The Swedish Maoist movement was founded mainly as a result of the split between the governing communist parties in the Soviet Union and in China. The Swedish parties Kfml (later Skp) and Kfml(r) (later Kpml(r)) both emerged from those who took side for China and Albania against the Soviet Union.
When the split between China and Albania became official in 1977-78 the two parties chose different ways to handle this new situation. Skp continued to support China and even condemned the Stalinist regime in Albania as trotskyists (”The Albanian leaders follows a new Trotskyist course”). Kpml(r) on the other hand remained rather pro-Albanian. They rejected the new political course in China after Mao Zedong´s death. But soon they also became more critical to their own old Maoist heritage and developed a more Soviet-friendly view.
With international solidarity they wanted to liberate the world / Kasper Braskén
The aim of the article is to discuss the social praxis of international solidarity from a historical perspective. What did it mean to fight for international solidarity, who where the people behind the struggle and, foremost, how did they perceive and employ the concept of international solidarity? The main focus of my study is the transnational solidarity organisation Internationale Arbeiterhilfe (IAH) that during the interwar era (1921-1935) strove to extend concrete aid to workers in despair and to unite the entire working class and its sympathisers through the ideal of international solidarity in Weimar Germany. In confidence the IAH’s communist leader Willi Münzenberg upheld intensive contact with the Communist International (Comintern) in Moscow that supported the IAH’s activities. The research is based on extensive source material from the German Bundesarchiv (SAPMO-BArch) and the Russian State Archive of Social and Political History (RGASPI).
“To sort out among the workers” - Employers constructed community in Finland during the inter-war era / Matias Kaihovirta
This article explores the constructed masculine community in a industrial manufacturing company - Fiskars AB OY- in Finland during the inter-war era 1918-1939. The article presents the personal-politics from a employers perspective. In order to restore peace on the labour-market and minimize the influence from labour-unions and socialist labour-movement, Finnish employers strived to create a good “workers-friendly” atmosphere within the companies. With the negative experiences from the Civil War 1918 (between bourgeois “whites” and socialist “reds”, where the latter lost) employers saw single, young males as a threat to the peace on labour-market, while the married family-man was the stable and prefereble employee. Employers saw that so called red workers had a negative influence on the steady “white” workers and strived to discipline the “reds” while the white worker earned social benefits from the employer. So called “voluntary” company-initiated associations for the employees was founded in the Fiskars company, they were constructed as male-oriented (homosocial) gatherings, e.g. the company´s “Voluntary Firebrigade” had a function to include stable workers and exclude so called trouble-makers. The “voluntary” associations had also a function to construct a imagined community among the employees over the class-boundaries, which was a central part in Finnish employers politics during the inter-war era.
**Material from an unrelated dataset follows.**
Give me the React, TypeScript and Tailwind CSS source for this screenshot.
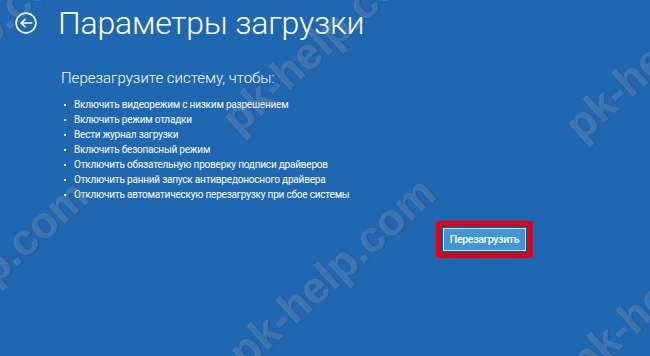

Head of Household, Wage Work and Professional Skill. Gender and the Concept of Work in Finnish Social Policy / Hanna Lindberg
This article focuses on gender and the concept of work in Finnish academic social policy, by analyzing texts of Heikki Waris (1901-1989). Social policy was established as an academic subject in 1945 at the University of Helsinki. Heikki Waris was the first professor and developed social policy as an academic field. Gender was not a main topic of interest for Waris and feminist research has criticised Waris and his contemporaries for constructing the male wage worker as an implicit social political norm. The idea of the implicit male norm is the departure point for this article and it examines how notions of work and labour were closely connected to ideas of femininity and masculinity, and also to differences among men.